Living biomaterial like that offered in this process brings hope that more complex organs may be artificially produced and used in transplants, compatible with the natural human body.
In November 2020, engineers from Carnegie Mellon University’s College of Engineering announced their successful printing of a realistic human heart, strong enough to be used by surgeons for practice performing heart surgery.
This is a significant development because bioprinted organ models have been too stiff or too soft for any practical use. Knowing this, the team at Carnegie Mellon used a process called Freeform Reversible Embedding of Suspended Hydrogels (FRESH) to create the heart. FRESH involves a bioprinter extruding soft biomaterial a layer at a time into a hydrogel gelatin, which serves to prevent the artificial organ from collapsing during printing. The hydrogel is in a liquid-like state, and some of the material bonds to the extruded substance as it holds the product together. After the model is complete, heat is applied, and the extra hydrogel melts away.

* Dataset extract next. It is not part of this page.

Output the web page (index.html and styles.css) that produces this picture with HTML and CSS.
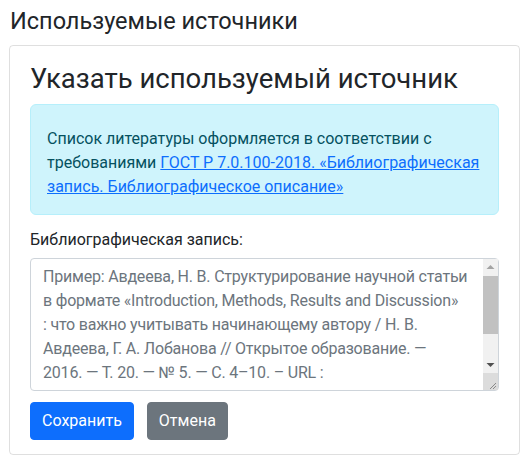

For this specific heart, the team used alginate as their soft organic material. It is an affordable biomaterial made from seaweed with similar properties to cardiac tissue. The team is attempting to model other organs like the kidneys and liver.

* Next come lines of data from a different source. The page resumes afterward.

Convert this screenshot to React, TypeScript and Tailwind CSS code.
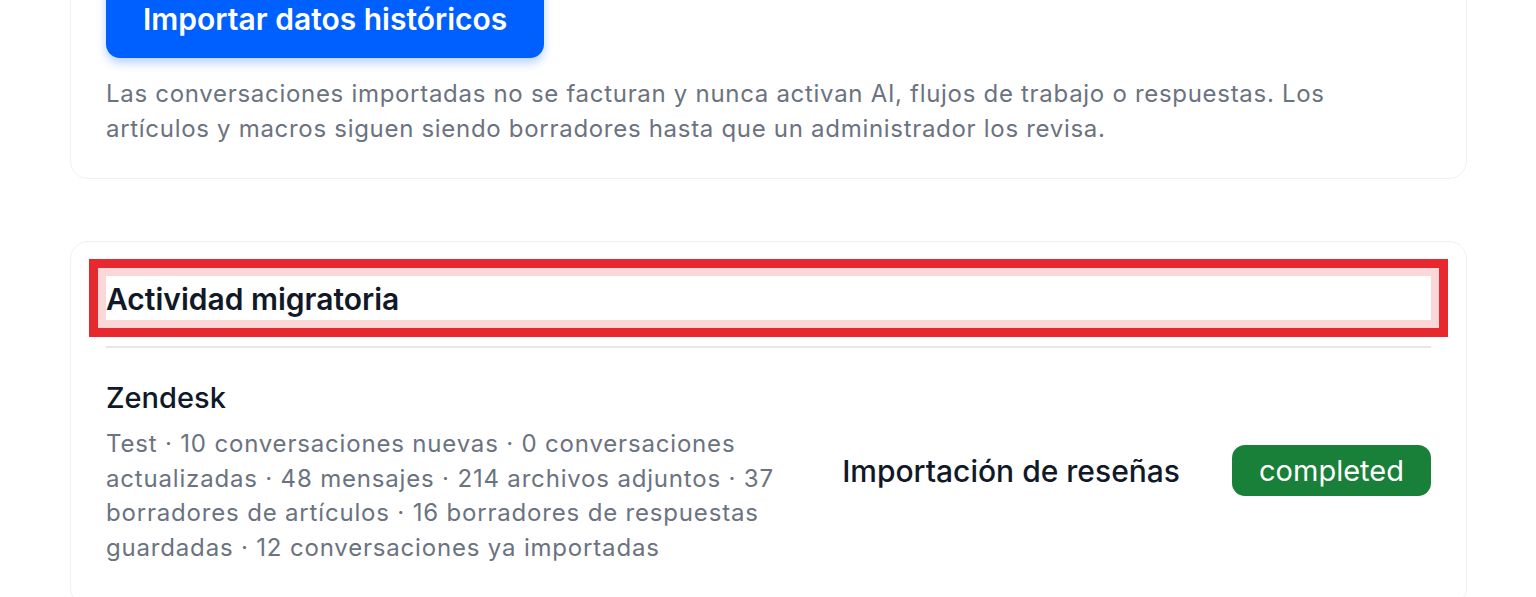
import React from "react";

export default function App() {
  return (
    <div
      className="min-h-screen bg-white pl-[70px] pr-[69px] overflow-hidden"
      style={{ fontFamily: "Inter, 'Noto Sans', sans-serif" }}
    >
      <div className="-mt-[56px] rounded-[18px] border border-[#eef0f3] bg-white px-[35px] pt-[35px] pb-[32px]">
        <button className="h-[78px] rounded-[14px] bg-[#0060ff] px-[37px] text-[30px] font-semibold leading-[38px] text-white shadow-[0_5px_10px_rgba(0,96,255,0.28)]">
          Importar datos históricos
        </button>
        <p className="mt-[18px] text-[24px] leading-[35px] tracking-[0.7px] text-[#6b7280]">
          Las conversaciones importadas no se facturan y nunca activan AI, flujos de trabajo o respuestas. Los
          <br />
          artículos y macros siguen siendo borradores hasta que un administrador los revisa.
        </p>
      </div>

      <div className="mt-[62px] rounded-[18px] border border-[#eef0f3] bg-white px-[35px] pt-[34px] pb-[40px]">
        <div className="relative">
          <h2 className="pt-[2px] text-[30px] font-semibold leading-[42px] text-[#111827]">Actividad migratoria</h2>
          <div className="pointer-events-none absolute -inset-[17px] border-[9px] border-[#e8282f]">
            <div className="h-full w-full border-[8px] border-[#fbd7d7]" />
          </div>
        </div>
        <div className="mt-[26px] h-[2px] bg-[#e5e7eb]" />
        <div className="flex items-center justify-between gap-[48px] pt-[32px]">
          <div className="flex-1">
            <div className="text-[29px] font-medium leading-[36px] text-[#111827]">Zendesk</div>
            <div className="mt-[11px] text-[24px] leading-[34.5px] tracking-[0.82px] text-[#6b7280]">
              Test · 10 conversaciones nuevas · 0 conversaciones actualizadas · 48 mensajes · 214 archivos adjuntos · 37
              borradores de artículos · 16 borradores de respuestas guardadas · 12 conversaciones ya importadas
            </div>
          </div>
          <div className="flex items-center gap-[52px]">
            <span className="pb-[3px] text-[30px] font-medium text-[#111827]">Importación de reseñas</span>
            <span className="mb-[4px] flex h-[51px] w-[199px] items-center justify-center rounded-[13px] bg-[#188038] text-[29px] text-white">
              completed
            </span>
          </div>
        </div>
      </div>
    </div>
  );
}
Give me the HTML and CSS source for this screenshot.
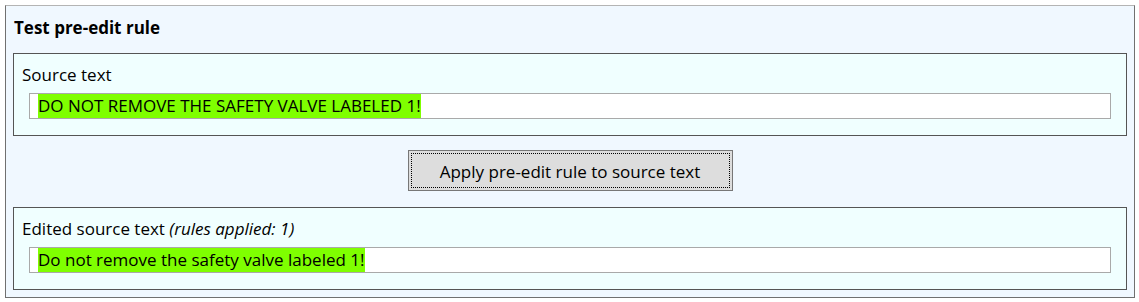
FILE: index.html
```html
<!DOCTYPE html>
<html>
<head>
<meta charset="utf-8">
<link rel="stylesheet" href="styles.css">
</head>
<body>
<div class="panel">
  <div class="title">Test pre-edit rule</div>
  <div class="box">
    <div class="label">Source text</div>
    <div class="field"><span class="hl">DO NOT REMOVE THE SAFETY VALVE LABELED 1!</span></div>
  </div>
  <div class="actions">
    <button class="btn" type="button">Apply pre-edit rule to source text</button>
  </div>
  <div class="box">
    <div class="label">Edited source text <i>(rules applied: 1)</i></div>
    <div class="field"><span class="hl">Do not remove the safety valve labeled 1!</span></div>
  </div>
</div>
</body>
</html>
```
FILE: styles.css
```css
html, body {
  margin: 0;
  padding: 0;
  background: #ffffff;
}
body {
  font-family: "Open Sans", "Noto Sans", sans-serif;
  font-size: 17px;
  color: #000;
}
.panel {
  margin: 5px;
  width: 1130px;
  height: 293px;
  box-sizing: border-box;
  background: #f0f8ff;
  border: 1px solid #707070;
  border-top-color: #b4b4b4;
  padding: 0 7px 7px 7px;
  display: flex;
  flex-direction: column;
}
.title {
  font-weight: bold;
  line-height: 22px;
  padding: 11px 0 0 1px;
  height: 47px;
  box-sizing: border-box;
}
.box {
  background: #f0ffff;
  border: 1px solid #555;
  padding: 10px 15px 15px 8px;
  height: 83px;
  box-sizing: border-box;
}
.label {
  line-height: 22px;
  margin-bottom: 7px;
}
.field {
  background: #fff;
  border: 1px solid #a9a9a9;
  height: 26px;
  box-sizing: border-box;
  margin-left: 7px;
  padding-left: 8px;
  display: flex;
  align-items: center;
}
.hl {
  background: #7fff00;
  line-height: 24px;
}
.actions {
  display: flex;
  justify-content: center;
  padding: 14px 0 16px 0;
}
.btn {
  width: 325px;
  height: 41px;
  background: #dddddd;
  border: 1px solid #777;
  outline: 1px dotted #000;
  outline-offset: -4px;
  font-family: inherit;
  font-size: 17px;
  color: #000;
  padding: 2px 0 0 0;
  border-radius: 0;
}
```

While the heart model is not a living bioprint, the FRESH method may one day be able to print functional, living tissue, like the skin and vascular examples previously explored.

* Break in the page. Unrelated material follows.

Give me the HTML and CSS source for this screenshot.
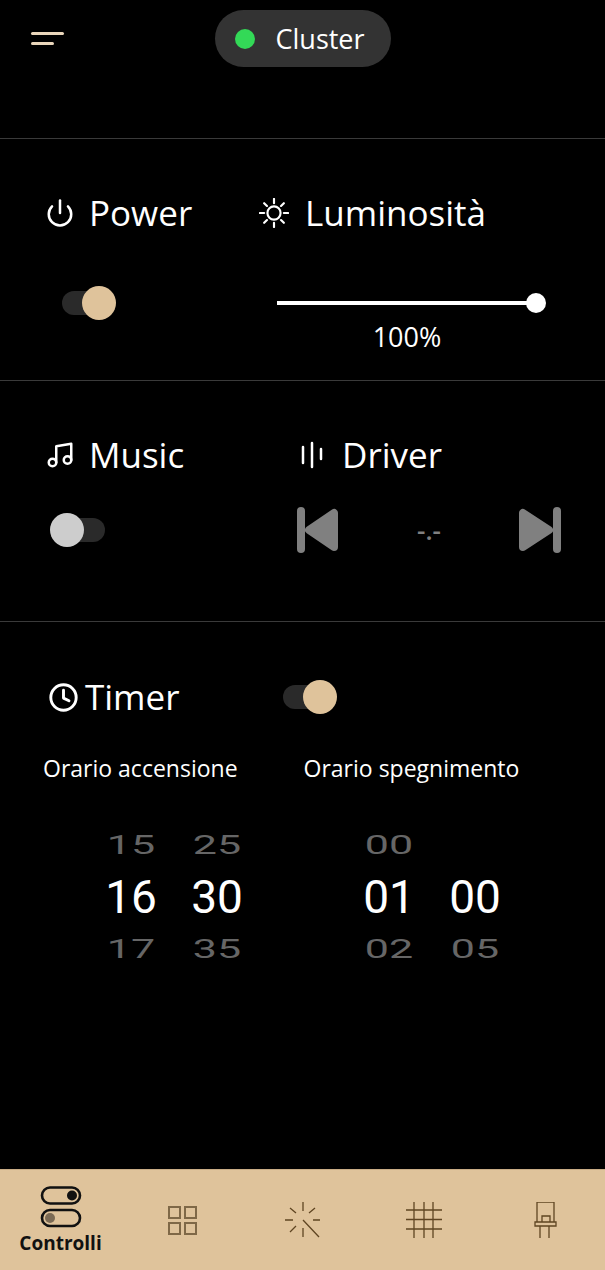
FILE: index.html
```html
<!DOCTYPE html>
<html lang="it">
<head>
<meta charset="UTF-8" />
<meta name="viewport" content="width=device-width, initial-scale=1" />
<title>Controlli</title>
<link rel="stylesheet" href="styles.css">
</head>
<body>

<header class="topbar">
  <button class="menu-btn" aria-label="Menu"><span class="line-long"></span><span class="line-short"></span></button>
  <div class="cluster-pill"><span class="dot"></span>Cluster</div>
</header>

<section class="panel panel-power">
  <div class="col col-power">
    <h2 class="title">
      <svg class="ico ico-power" viewBox="0 0 24 24"><path d="M18.36 6.64a9 9 0 1 1-12.73 0"/><path d="M12 2v10"/></svg>
      Power
    </h2>
    <div class="toggle toggle-on toggle-power"><span class="knob"></span></div>
  </div>
  <div class="col col-light">
    <h2 class="title">
      <svg class="ico ico-sun" viewBox="0 0 32 32">
        <circle cx="16" cy="16" r="7"/>
        <path d="M16 1v4.500M16 26.500V31M1 16h4.500M26.500 16H31M5.500 5.500l3 3M23.500 23.500l3 3M5.500 26.500l3-3M23.500 8.500l3-3"/>
      </svg>
      Luminosità
    </h2>
    <div class="slider"><span class="slider-thumb"></span></div>
    <div class="percent">100%</div>
  </div>
</section>

<section class="panel panel-music">
  <div class="col col-music">
    <h2 class="title">
      <svg class="ico ico-music" viewBox="0 0 24 24"><path d="M9 18V5l12-2v13"/><circle cx="6" cy="18" r="3"/><circle cx="18" cy="16" r="3"/></svg>
      Music
    </h2>
    <div class="toggle toggle-off toggle-music"><span class="knob"></span></div>
  </div>
  <div class="col col-driver">
    <h2 class="title">
      <svg class="ico ico-bars" viewBox="0 0 24 28"><path d="M3 6v16M12 2v24M21 8v10"/></svg>
      Driver
    </h2>
    <div class="driver-controls">
      <svg class="skip" viewBox="0 0 42 46"><rect x="0" y="0" width="8" height="46" rx="4"/><path d="M37 6v34L12 23z"/></svg>
      <span class="driver-value">-.-</span>
      <svg class="skip" viewBox="0 0 42 46"><rect x="34" y="0" width="8" height="46" rx="4"/><path d="M4 6v34l26-17z"/></svg>
    </div>
  </div>
</section>

<section class="panel panel-timer">
  <div class="timer-head">
    <h2 class="title title-timer">
      <svg class="ico ico-clock" viewBox="0 0 24 24"><circle cx="12" cy="12" r="10.500"/><path d="M12 6v6.500l4.500 2.200"/></svg>
      Timer
    </h2>
    <div class="toggle toggle-on"><span class="knob"></span></div>
  </div>
  <div class="timer-labels">
    <span>Orario accensione</span>
    <span class="label-off">Orario spegnimento</span>
  </div>
  <div class="pickers">
    <div class="picker">
      <span class="faded">15</span><span class="faded">25</span>
      <span class="current">16</span><span class="current">30</span>
      <span class="faded">17</span><span class="faded">35</span>
    </div>
    <div class="picker">
      <span class="faded">00</span><span class="faded"></span>
      <span class="current">01</span><span class="current">00</span>
      <span class="faded">02</span><span class="faded">05</span>
    </div>
  </div>
</section>

<nav class="tabbar">
  <div class="tab tab-active">
    <svg class="tab-toggles" viewBox="0 0 42 42">
      <rect x="2" y="1.500" width="38" height="16" rx="8"/>
      <circle class="fill-dark" cx="32" cy="9.500" r="5"/>
      <rect x="2" y="24" width="38" height="16" rx="8"/>
      <circle class="fill-muted" cx="10" cy="32" r="5"/>
    </svg>
    <span>Controlli</span>
  </div>
  <div class="tab">
    <svg class="tab-ico ico-grid" viewBox="0 0 36 36">
      <rect x="5" y="5" width="11" height="11"/><rect x="21" y="5" width="11" height="11"/>
      <rect x="5" y="21" width="11" height="11"/><rect x="21" y="21" width="11" height="11"/>
    </svg>
  </div>
  <div class="tab">
    <svg class="tab-ico" viewBox="0 0 36 36">
      <path d="M18 0v9M18 26v9M0 18h8M28 18h7M5 6l6 5M30 6l-6 5M5 30l6-6M18 18l16 17"/>
    </svg>
  </div>
  <div class="tab">
    <svg class="tab-ico" viewBox="0 0 36 36">
      <path d="M8 0v36M18 0v36M27 0v36M0 8h36M0 17.500h36M0 27h36"/>
    </svg>
  </div>
  <div class="tab">
    <svg class="tab-ico" viewBox="0 0 36 36">
      <path d="M10 20V0h17v20M15 20v-6h8v6M8 20h21v4H8zM13 24v12M22 24v12"/>
    </svg>
  </div>
</nav>

</body>
</html>
```

FILE: styles.css
```css
* {
  box-sizing: border-box;
}
html, body {
  margin: 0;
  padding: 0;
}
body {
  width: 605px;
  height: 1270px;
  background: #000;
  color: #fff;
  font-family: "Open Sans", sans-serif;
  display: flex;
  flex-direction: column;
  overflow: hidden;
}

/* top bar */
.topbar {
  height: 138px;
  padding-top: 10px;
  display: flex;
  justify-content: center;
  align-items: flex-start;
  position: relative;
}
.menu-btn {
  position: absolute;
  left: 31px;
  top: 32px;
  width: 33px;
  padding: 0;
  background: none;
  border: none;
  display: flex;
  flex-direction: column;
  gap: 7px;
}
.menu-btn span {
  display: block;
  height: 3px;
  border-radius: 2px;
  background: #ead6bb;
}
.line-long {
  width: 33px;
}
.line-short {
  width: 23px;
}
.cluster-pill {
  width: 176px;
  height: 57px;
  padding-left: 20px;
  border-radius: 29px;
  background: #333;
  display: flex;
  align-items: center;
  gap: 21px;
  font-size: 27px;
}
.dot {
  width: 20px;
  height: 20px;
  border-radius: 50%;
  background: #33d957;
}

/* panels */
.panel {
  border-top: 1px solid #3a3a3a;
}
.panel-power {
  height: 242px;
  padding: 52px 0 0 45px;
  display: flex;
}
.panel-music {
  height: 241px;
  padding: 52px 0 0 45px;
  display: flex;
}
.panel-timer {
  flex: 1;
  padding: 53px 0 0 49px;
}
.col-power {
  width: 214px;
}
.col-music {
  width: 255px;
}
.title {
  margin: 0;
  height: 44px;
  display: flex;
  align-items: center;
  gap: 14px;
  font-size: 35px;
  font-weight: 400;
  line-height: 44px;
}
.ico {
  fill: none;
  stroke: #fff;
  stroke-width: 2;
  stroke-linecap: round;
  stroke-linejoin: round;
  flex-shrink: 0;
}
.ico-power,
.ico-music {
  width: 30px;
  height: 30px;
}
.ico-sun {
  width: 30px;
  height: 30px;
  margin-right: 2px;
  stroke-width: 2.300;
}
.ico-bars {
  width: 24px;
  height: 28px;
  margin-right: 4px;
  stroke-width: 2.500;
}
.ico-clock {
  width: 29px;
  height: 29px;
  stroke-width: 2.400;
}

/* toggles */
.toggle {
  position: relative;
  width: 43px;
  height: 24px;
  border-radius: 12px;
  background: #2a2a2a;
}
.knob {
  position: absolute;
  top: -5px;
  width: 34px;
  height: 34px;
  border-radius: 50%;
}
.toggle-on .knob {
  right: -11px;
  background: #dfc39b;
}
.toggle-off .knob {
  left: -12px;
  background: #cdcdcd;
}
.toggle-power {
  margin: 56px 0 0 17px;
}
.toggle-music {
  margin: 41px 0 0 17px;
}

/* slider */
.slider {
  position: relative;
  width: 259px;
  height: 4px;
  margin: 66px 0 0 18px;
  background: #fff;
}
.slider-thumb {
  position: absolute;
  right: -10px;
  top: -8px;
  width: 20px;
  height: 20px;
  border-radius: 50%;
  background: #fff;
}
.percent {
  width: 296px;
  margin-top: 16px;
  text-align: center;
  font-size: 27px;
  line-height: 31px;
}

/* driver */
.driver-controls {
  width: 264px;
  margin: 30px 0 0 -3px;
  display: flex;
  justify-content: space-between;
  align-items: center;
}
.skip {
  width: 42px;
  height: 46px;
  fill: #808080;
  stroke: #808080;
  stroke-width: 8;
  stroke-linejoin: round;
}
.skip rect {
  stroke: none;
}
.driver-value {
  color: #808080;
  font-size: 26px;
  font-weight: 600;
  line-height: 46px;
}

/* timer */
.timer-head {
  display: flex;
  align-items: center;
}
.title-timer {
  width: 234px;
  gap: 7px;
}
.timer-labels {
  margin: 34px 0 0 -6px;
  display: flex;
  font-size: 23px;
  line-height: 30px;
}
.label-off {
  margin-left: 66px;
}
.pickers {
  margin: 36px 0 0 39px;
  display: flex;
  gap: 86px;
}
.picker {
  display: grid;
  grid-template-columns: 86px 86px;
  grid-auto-rows: 52px;
  font-family: Roboto, sans-serif;
  text-align: center;
}
.picker span {
  line-height: 52px;
}
.current {
  font-size: 46px;
}
.faded {
  font-size: 43px;
  color: #666;
  transform: scaleY(0.58);
}

/* bottom nav */
.tabbar {
  height: 101px;
  padding-top: 16px;
  border-top: 1px solid #c9ad86;
  background: #dfc39b;
  display: flex;
}
.tab {
  flex: 1;
  display: flex;
  flex-direction: column;
  align-items: center;
}
.tab-active span {
  margin-top: 2px;
  font-size: 19px;
  font-weight: 700;
  line-height: 26px;
  color: #111;
}
.tab-toggles {
  width: 42px;
  height: 42px;
  fill: none;
  stroke: #111;
  stroke-width: 2.600;
}
.tab-toggles .fill-dark {
  fill: #111;
  stroke: none;
}
.tab-toggles .fill-muted {
  fill: #7b6a54;
  stroke: none;
}
.tab-ico {
  width: 36px;
  height: 36px;
  margin-top: 16px;
  fill: none;
  stroke: #5f4522;
  stroke-width: 1.300;
}
.ico-grid {
  stroke: #7f6847;
  stroke-width: 2;
}
```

3D bioprinting is an industry budding with growth and potential. Teams around the world are working to advance this technology, which can provide accurate models for surgical practice, living tissue for drug testing, and supplements for healing existing tissue. In the future, bioprinting could produce functional organs for transplants, which would save lives and solve the current shortage of donated organs.
1. Why is bioprinting useful?
3D bioprinting is useful for creating models and living tissue for use in many areas. Model organs can be used to train medical students and give them realistic surgical practice. Living tissue can be used by people who need skin grafts or similar procedures after suffering from burns, as epithelial (skin) tissue is being bioprinted more effectively. In the future, bioprinting could produce real, working organs for transplants and solve problems with certain diseases.
2. How can you learn more about bioprinting and 3D printing in general?
3D printing is becoming increasingly accessible as the cost of machines and materials is falling. If you want to be able to fabricate your own designs and print models from a vast internet of free content, you should consider buying a 3D printer. Today, you can purchase a capable machine for less than three hundred dollars, such as the popular Ender 3 Pro, and be able to use this technology in your own home. 3D printing opens up doors for creativity, engineering, and STEM fields in general.